Anyway, now that I can read the entire file without blowing out my RAM, it’s time to figure out how to join the questions and answers together. My first thought was to dump everything into a database, and let that do the joining. I dumped the data I needed into a SQLite database with separate tables for questions and answers, and then started querying it. Unfortunately, while querying for individual questions and their answers worked fine, this was unreasonably slow when trying to get a list of every single question and their answers. I poked around in the query plan for a bit, but trying to understand the finer points of index optimization didn’t seem like the way I wanted to spend the afternoon so I decided to strike out on my own. (This is the nice thing about side projects; you can go where the fancy takes you.)

Since I was having problems with the database index, I decided to make my own simple index instead.

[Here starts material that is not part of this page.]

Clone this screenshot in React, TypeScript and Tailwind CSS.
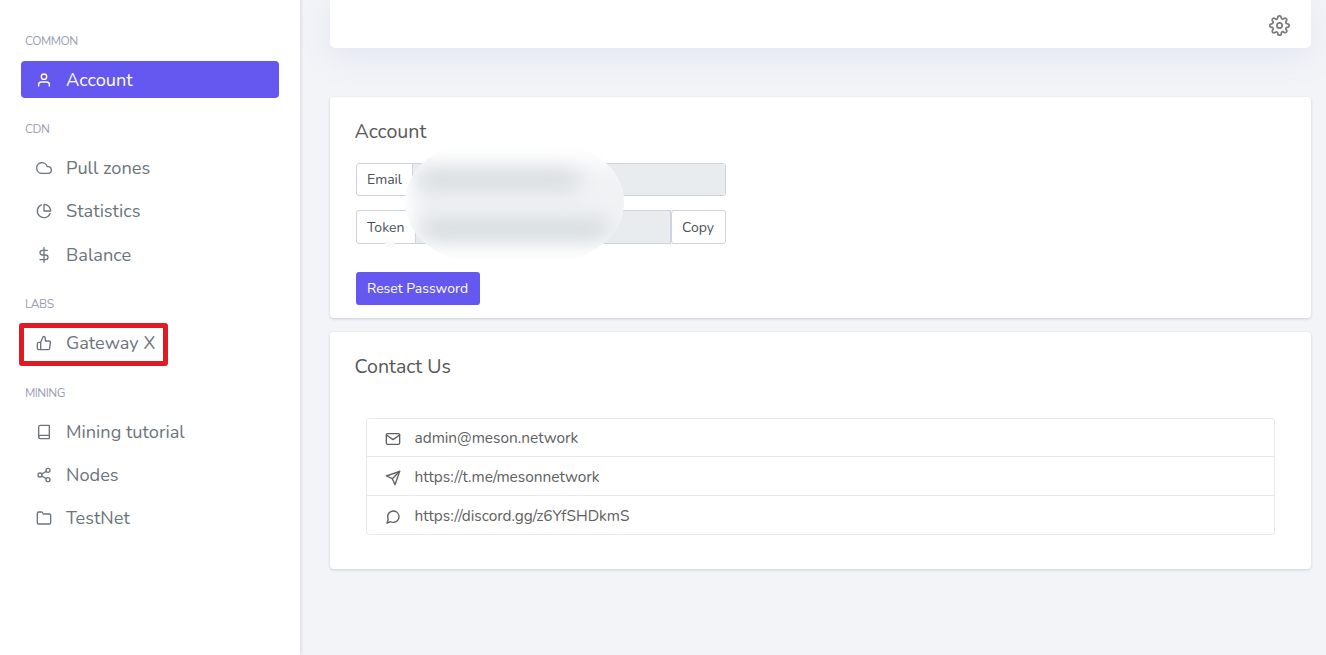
import type { ReactNode } from 'react';
import type { IconType } from 'react-icons';
import {
  FiBook,
  FiCloud,
  FiDollarSign,
  FiFolder,
  FiMail,
  FiMessageCircle,
  FiPieChart,
  FiSend,
  FiSettings,
  FiShare2,
  FiThumbsUp,
  FiUser,
} from 'react-icons/fi';

type NavEntry = { label: string; icon: IconType; active?: boolean; marked?: boolean };

const sections: { title: string; items: NavEntry[] }[] = [
  { title: 'COMMON', items: [{ label: 'Account', icon: FiUser, active: true }] },
  {
    title: 'CDN',
    items: [
      { label: 'Pull zones', icon: FiCloud },
      { label: 'Statistics', icon: FiPieChart },
      { label: 'Balance', icon: FiDollarSign },
    ],
  },
  { title: 'LABS', items: [{ label: 'Gateway X', icon: FiThumbsUp, marked: true }] },
  {
    title: 'MINING',
    items: [
      { label: 'Mining tutorial', icon: FiBook },
      { label: 'Nodes', icon: FiShare2 },
      { label: 'TestNet', icon: FiFolder },
    ],
  },
];

const contacts: { text: string; icon: IconType }[] = [
  { text: 'admin@meson.network', icon: FiMail },
  { text: 'https://t.me/mesonnetwork', icon: FiSend },
  { text: 'https://discord.gg/z6YfSHDkmS', icon: FiMessageCircle },
];

function NavItem({ label, icon: Icon, active, marked }: NavEntry) {
  return (
    <a
      className={
        active
          ? 'relative flex h-[37px] items-center rounded-[4px] bg-[#6558f0] pl-[15px] text-white'
          : 'relative flex h-[37px] items-center rounded-[4px] pl-[15px] text-[#6c757d]'
      }
    >
      <Icon className="mr-3.5 size-4 shrink-0" strokeWidth={2} />
      <span className="pt-px text-[18.2px] leading-[27px]">{label}</span>
      {marked && (
        <span className="absolute -left-0.5 -top-[1.6px] h-[43px] w-[149px] rounded-[3px] border-[5px] border-[#e11b24]" />
      )}
    </a>
  );
}

function Sidebar() {
  return (
    <aside className="flex w-[300px] shrink-0 flex-col gap-[19.6px] bg-white px-[21px] pt-[29px] shadow-[1px_0_3px_rgba(60,64,80,0.14)]">
      {sections.map((section) => (
        <section key={section.title} className="flex flex-col gap-2">
          <h6 className="h-6 pl-1 pt-[0.6px] text-[12px] leading-[23px] tracking-[-0.5px] text-[#9a9eb4]">
            {section.title}
          </h6>
          <div className="flex flex-col gap-[6.3px]">
            {section.items.map((item) => (
              <NavItem key={item.label} {...item} />
            ))}
          </div>
        </section>
      ))}
    </aside>
  );
}

function Card({ title, className, children }: { title: string; className: string; children: ReactNode }) {
  return (
    <section className={`rounded bg-white px-[25px] pt-5 shadow-[0_1px_3px_rgba(60,64,80,0.2)] ${className}`}>
      <h4 className="-ml-[0.5px] text-[19.6px] leading-[29px] text-[#585858]">{title}</h4>
      {children}
    </section>
  );
}

function Redaction() {
  return (
    <div className="absolute -top-[23px] left-[49px] h-[124px] w-[219px] overflow-hidden rounded-[80px/62px] bg-white">
      <div className="absolute left-2 top-6 h-[78px] w-[230px] bg-[#f0f2f4] blur-[10px]" />
      <div className="absolute left-3 top-[30px] h-[20px] w-[162px] rounded-full bg-[#d6dbde] blur-[10px]" />
      <div className="absolute left-4 top-[79px] h-[21px] w-[188px] rounded-full bg-[#d4dadd] blur-[10px]" />
    </div>
  );
}

export default function App() {
  return (
    <div className="flex h-[655px] overflow-hidden bg-[#f3f4f8] font-['Nunito','Open_Sans',sans-serif] text-sm">
      <Sidebar />
      <main className="flex-1 pl-[30px] pr-[15px]">
        <header className="flex h-12 items-center justify-end rounded-b-[5px] bg-white pr-[21px] pt-[3px] shadow-[0_8px_36px_rgba(80,110,190,0.1)]">
          <FiSettings className="size-[21px] text-[#7c7c7c]" strokeWidth={2} />
        </header>

        <Card title="Account" className="mt-[49px] h-[221px]">
          <div className="relative ml-px mt-[17px] w-[370px] text-[#495057]">
            <div className="flex h-[33px] rounded-[3px] border border-[#d0d3dd]">
              <span className="flex w-14 items-center border-r border-[#d0d3dd] pl-2.5">Email</span>
              <span className="flex-1 rounded-r-[2px] bg-[#e8ecef]" />
            </div>
            <div className="mt-3.5 flex h-[34px]">
              <span className="flex w-[60px] items-center rounded-l-[3px] border border-[#d0d3dd] pl-2.5 pt-px">Token</span>
              <span className="-ml-px flex-1 border border-[#d0d3dd] bg-[#e8ecef]" />
              <button className="w-[55px] rounded-[3px] border border-[#d0d3dd] bg-white pr-px pt-px">Copy</button>
            </div>
            <Redaction />
            <svg className="absolute left-7 top-[76px] h-3 w-3" viewBox="0 0 12 12">
              <path d="M6 10 C3 7.500 1 5.500 1 3.500 C1 1.500 4.500 1.500 6 3.500 C7.500 1.500 11 1.500 11 3.500 C11 5.500 9 7.500 6 10Z" fill="#f8f9f9" />
            </svg>
          </div>
          <button className="ml-px mt-7 h-[33px] w-[124px] rounded-[3px] bg-[#6558f0] pr-px text-white">
            Reset Password
          </button>
        </Card>

        <Card title="Contact Us" className="mt-3.5 h-[237px]">
          <ul className="mx-[11px] mt-[37px] divide-y divide-[#e9e9eb] rounded-[3px] border border-[#e9e9eb] text-[15.4px] text-[#606060]">
            {contacts.map(({ text, icon: Icon }) => (
              <li key={text} className="flex h-[39px] items-center pl-[18px] first:h-[38px] last:h-[38px]">
                <Icon className="mr-[13.5px] mt-[3px] size-4" strokeWidth={2} />
                <span className="pt-px">{text}</span>
              </li>
            ))}
          </ul>
        </Card>
      </main>
    </div>
  );
}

If it was slow, I figured, I could at least see why it was slow fairly easily, and I might also learn something about data structures in the process.

I figured I’d start with the simplest possible index, and see where things fell over. So, I defined a dictionary mapping question IDs to an array of offsets in a question file. As I wrote each line of JSON to the output file, I would use tell to get the current offset into the file and append it to the appropriate index array. Then, I could iterate over the questions a second time, seeking to the location of each answer and merging them with the question.

The first part of this plan went remarkably well: I iterated through the XML file, writing each line to the output file and updating the index as appropriate. (I initially worried that I might run out of RAM for the index and have to figure out how to store it in a file, but integers—even a fairly large list of them—are quite small in comparison to gigabytes of memory.)

When it came time to join the questions and answers together, though, my new approach was still very slow. However, since it was only a few dozen lines of code it was much easier to analyze what was going on. With the help of a profiler, I discovered that the vast majority of the time was being spent on that seek() call. Since the file was far too large to fit in RAM, and the questions were spread around, most of the time the data wasn’t in the page cache, and that call was translating into an actual disk seek. I have a spinning HDD, so each seek is roughly 10ms—multiply that by 22 million questions and it adds up fast! My back-of-the-envelope math was that it would take 3 days to complete; I didn’t have the patience for that, nor did I think it would do wonders for the hardware.

(In hindsight, my database was probably having the same issue; if I had told it to use a clustered index on question ID that probably would have solved the problem. But this didn’t occur to me until much later.)

Clearly, I’d need to make sure that the answers for each question were near each other as they were written to the disk, so that I could read them in all at once for each question without having to seek all over the place. Nothing immedately came to mind, so I set my computer aside and went to make lunch. The sandwich wasn’t very insightful, though, so I started searching the Web for ways to do joins on large datasets, and eventually found out about external sorting, a class of algorithms for efficiently sorting data that’s too large to fit in RAM. This is exactly what I need, so I dove down the rabbit hole of researching about different strategies, their tradeoffs, and the different optimizations that could be done.

The UNIX Way

In the course of my research, I found a page discussing the various heuristics that GNU sort uses to optimize the sorting of arbitrary data. I was thinking about how to apply this to my program when I had the dawning realization that I could just use sort and take advantage the already-heavily-optimized program to do exactly what I needed, already preinstalled on my computer!

After that revelation, things came together pretty quickly. sort doesn’t understand JSON, but it was trivial to prefix each JSON line with the question ID, sort it on that first field, and then use cut afterwards to strip off the ID prefix and get back JSON:

sort -k1,1 -s -n "$SITE.answers.jsonlx" \
| cut -d' ' -f2- \
> "$SITE.answers.sorted.jsonl"

This isn’t exactly instant, but it does complete in a mostly reasonable amount of time and appears to be primarily I/O bound, so I don’t think I’m likely to do much better trying to write my own.

Zip it up!

Now that I have both questions and answers sorted by the question ID, it’s just a matter of joining them up. This is slightly complicated by the need to iterate over them in parallel: I need to use the iterator protocol directly for the answers, rather than having the sugar of a for loop, but this is otherwise quite straightforward:

async function* source(exchange, exchange_path) {
       const answers = read_jsonl(`${exchange_path}.answers.sorted.jsonl`)
       async function get_next_answer() {
               const {value, done} = await answers.next()
               return done ? null : value
       }
       let next_answer = await get_next_answer()
       for await (question of read_jsonl(`${exchange_path}.questions.jsonl`)) {
               let html = question.Body
               while (next_answer && next_answer.ParentId == question.Id) {
                       html += ' '+next_answer.Body
                       next_answer = await get_next_answer()
               }
               yield {
                       url: `https://${exchange}/questions/${question.Id}`,
                       title: question.Title,
                       html,
               }
       }
       if (next_answer !== null) {
               throw Error('Failed to consume all answers')
       }
}

Now that I have a stream of StackOverflow pages, the next step will be to load them into a full-text search so I can start querying them. But this post is long enough already, so that’s a topic for another time.